→ **TASK PROMPT**: Transcribe the records that follow in their entirety, omitting any pictures.

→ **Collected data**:
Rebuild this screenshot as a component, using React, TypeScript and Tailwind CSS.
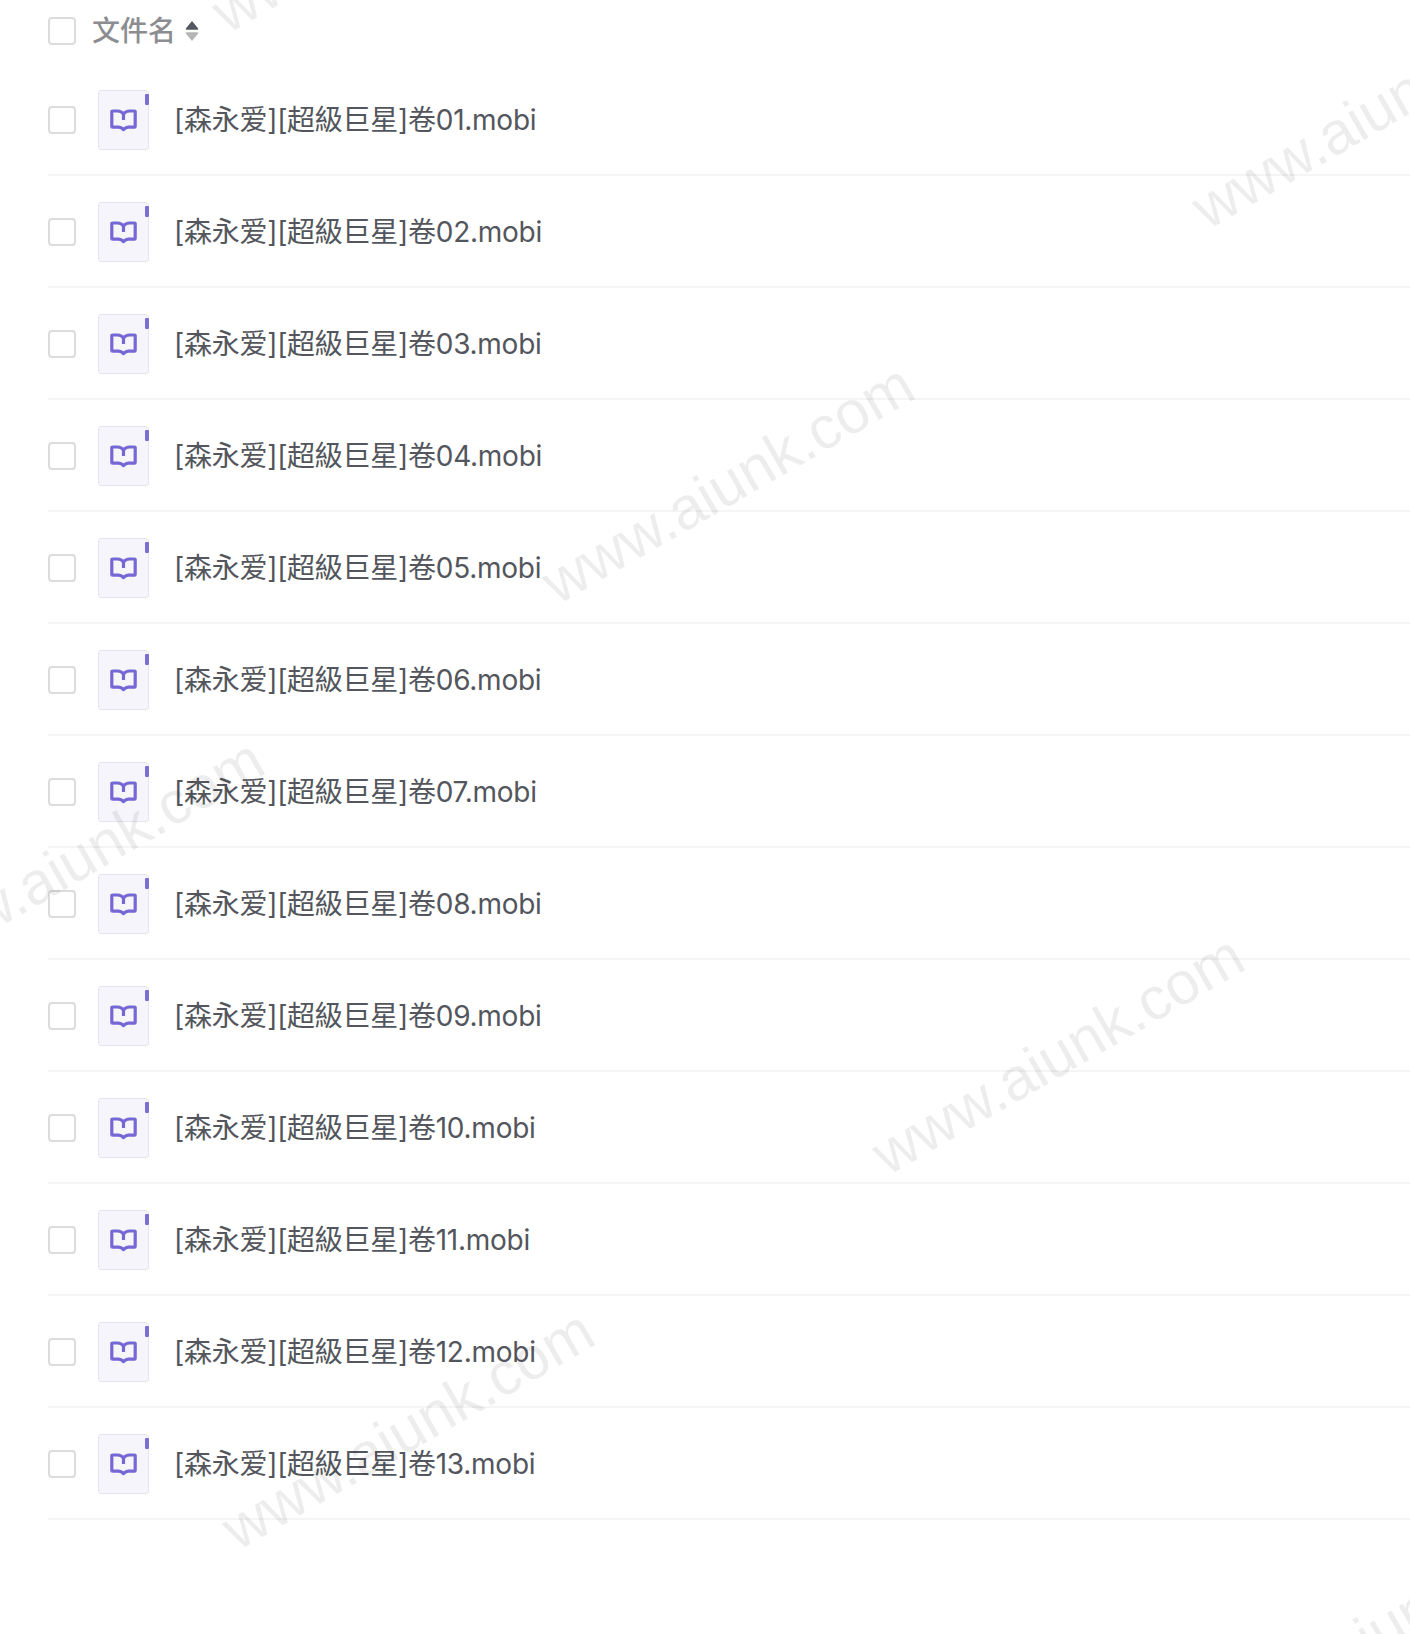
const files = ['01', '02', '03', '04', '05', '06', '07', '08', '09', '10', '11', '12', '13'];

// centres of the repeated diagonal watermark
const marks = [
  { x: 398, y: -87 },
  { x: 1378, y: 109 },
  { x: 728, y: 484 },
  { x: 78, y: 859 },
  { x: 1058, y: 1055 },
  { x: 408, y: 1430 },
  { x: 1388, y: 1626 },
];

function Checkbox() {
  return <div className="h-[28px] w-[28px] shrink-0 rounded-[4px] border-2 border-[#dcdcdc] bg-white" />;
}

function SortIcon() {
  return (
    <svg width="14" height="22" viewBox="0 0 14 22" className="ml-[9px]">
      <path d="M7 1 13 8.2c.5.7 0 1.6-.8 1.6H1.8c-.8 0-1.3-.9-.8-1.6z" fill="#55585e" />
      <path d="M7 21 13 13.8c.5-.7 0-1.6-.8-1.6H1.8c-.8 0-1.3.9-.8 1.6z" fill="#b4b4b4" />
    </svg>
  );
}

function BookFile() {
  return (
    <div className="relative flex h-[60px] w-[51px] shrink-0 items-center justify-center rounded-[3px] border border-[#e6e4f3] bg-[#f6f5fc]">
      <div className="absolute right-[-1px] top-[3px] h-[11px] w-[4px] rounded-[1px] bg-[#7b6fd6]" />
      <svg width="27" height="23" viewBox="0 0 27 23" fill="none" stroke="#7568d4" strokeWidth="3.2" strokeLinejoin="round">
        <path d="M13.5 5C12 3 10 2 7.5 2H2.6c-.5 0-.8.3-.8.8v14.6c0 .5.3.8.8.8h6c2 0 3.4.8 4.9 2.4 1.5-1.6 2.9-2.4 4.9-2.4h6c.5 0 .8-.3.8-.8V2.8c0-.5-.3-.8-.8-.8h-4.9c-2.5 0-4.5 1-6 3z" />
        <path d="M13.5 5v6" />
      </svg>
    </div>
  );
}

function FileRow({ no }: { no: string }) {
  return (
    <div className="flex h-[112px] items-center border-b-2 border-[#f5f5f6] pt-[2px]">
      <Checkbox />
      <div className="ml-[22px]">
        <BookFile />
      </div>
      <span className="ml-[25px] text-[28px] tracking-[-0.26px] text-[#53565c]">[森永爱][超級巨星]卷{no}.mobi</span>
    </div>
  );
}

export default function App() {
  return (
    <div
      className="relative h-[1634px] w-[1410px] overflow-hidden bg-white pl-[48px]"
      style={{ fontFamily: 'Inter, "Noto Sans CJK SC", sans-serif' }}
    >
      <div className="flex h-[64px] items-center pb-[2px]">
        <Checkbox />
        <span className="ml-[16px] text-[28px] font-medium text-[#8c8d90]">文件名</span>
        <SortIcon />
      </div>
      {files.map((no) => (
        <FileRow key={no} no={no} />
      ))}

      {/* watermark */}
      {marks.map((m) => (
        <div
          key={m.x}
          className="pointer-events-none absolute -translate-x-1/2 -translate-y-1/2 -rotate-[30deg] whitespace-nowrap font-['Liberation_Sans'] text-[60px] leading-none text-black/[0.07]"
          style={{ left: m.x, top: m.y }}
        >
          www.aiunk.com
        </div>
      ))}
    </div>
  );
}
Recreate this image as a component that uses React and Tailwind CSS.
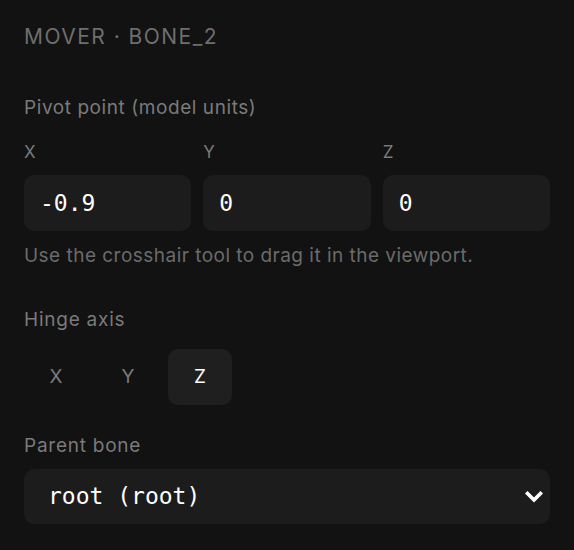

→ **TASK RESPONSE**:
Rebuild this screenshot as a component, using React, TypeScript and Tailwind CSS.
const files = ['01', '02', '03', '04', '05', '06', '07', '08', '09', '10', '11', '12', '13'];

// centres of the repeated diagonal watermark
const marks = [
  { x: 398, y: -87 },
  { x: 1378, y: 109 },
  { x: 728, y: 484 },
  { x: 78, y: 859 },
  { x: 1058, y: 1055 },
  { x: 408, y: 1430 },
  { x: 1388, y: 1626 },
];

function Checkbox() {
  return <div className="h-[28px] w-[28px] shrink-0 rounded-[4px] border-2 border-[#dcdcdc] bg-white" />;
}

function SortIcon() {
  return (
    <svg width="14" height="22" viewBox="0 0 14 22" className="ml-[9px]">
      <path d="M7 1 13 8.2c.5.7 0 1.6-.8 1.6H1.8c-.8 0-1.3-.9-.8-1.6z" fill="#55585e" />
      <path d="M7 21 13 13.8c.5-.7 0-1.6-.8-1.6H1.8c-.8 0-1.3.9-.8 1.6z" fill="#b4b4b4" />
    </svg>
  );
}

function BookFile() {
  return (
    <div className="relative flex h-[60px] w-[51px] shrink-0 items-center justify-center rounded-[3px] border border-[#e6e4f3] bg-[#f6f5fc]">
      <div className="absolute right-[-1px] top-[3px] h-[11px] w-[4px] rounded-[1px] bg-[#7b6fd6]" />
      <svg width="27" height="23" viewBox="0 0 27 23" fill="none" stroke="#7568d4" strokeWidth="3.2" strokeLinejoin="round">
        <path d="M13.5 5C12 3 10 2 7.5 2H2.6c-.5 0-.8.3-.8.8v14.6c0 .5.3.8.8.8h6c2 0 3.4.8 4.9 2.4 1.5-1.6 2.9-2.4 4.9-2.4h6c.5 0 .8-.3.8-.8V2.8c0-.5-.3-.8-.8-.8h-4.9c-2.5 0-4.5 1-6 3z" />
        <path d="M13.5 5v6" />
      </svg>
    </div>
  );
}

function FileRow({ no }: { no: string }) {
  return (
    <div className="flex h-[112px] items-center border-b-2 border-[#f5f5f6] pt-[2px]">
      <Checkbox />
      <div className="ml-[22px]">
        <BookFile />
      </div>
      <span className="ml-[25px] text-[28px] tracking-[-0.26px] text-[#53565c]">[森永爱][超級巨星]卷{no}.mobi</span>
    </div>
  );
}

export default function App() {
  return (
    <div
      className="relative h-[1634px] w-[1410px] overflow-hidden bg-white pl-[48px]"
      style={{ fontFamily: 'Inter, "Noto Sans CJK SC", sans-serif' }}
    >
      <div className="flex h-[64px] items-center pb-[2px]">
        <Checkbox />
        <span className="ml-[16px] text-[28px] font-medium text-[#8c8d90]">文件名</span>
        <SortIcon />
      </div>
      {files.map((no) => (
        <FileRow key={no} no={no} />
      ))}

      {/* watermark */}
      {marks.map((m) => (
        <div
          key={m.x}
          className="pointer-events-none absolute -translate-x-1/2 -translate-y-1/2 -rotate-[30deg] whitespace-nowrap font-['Liberation_Sans'] text-[60px] leading-none text-black/[0.07]"
          style={{ left: m.x, top: m.y }}
        >
          www.aiunk.com
        </div>
      ))}
    </div>
  );
}
Recreate this image as a component that uses React and Tailwind CSS.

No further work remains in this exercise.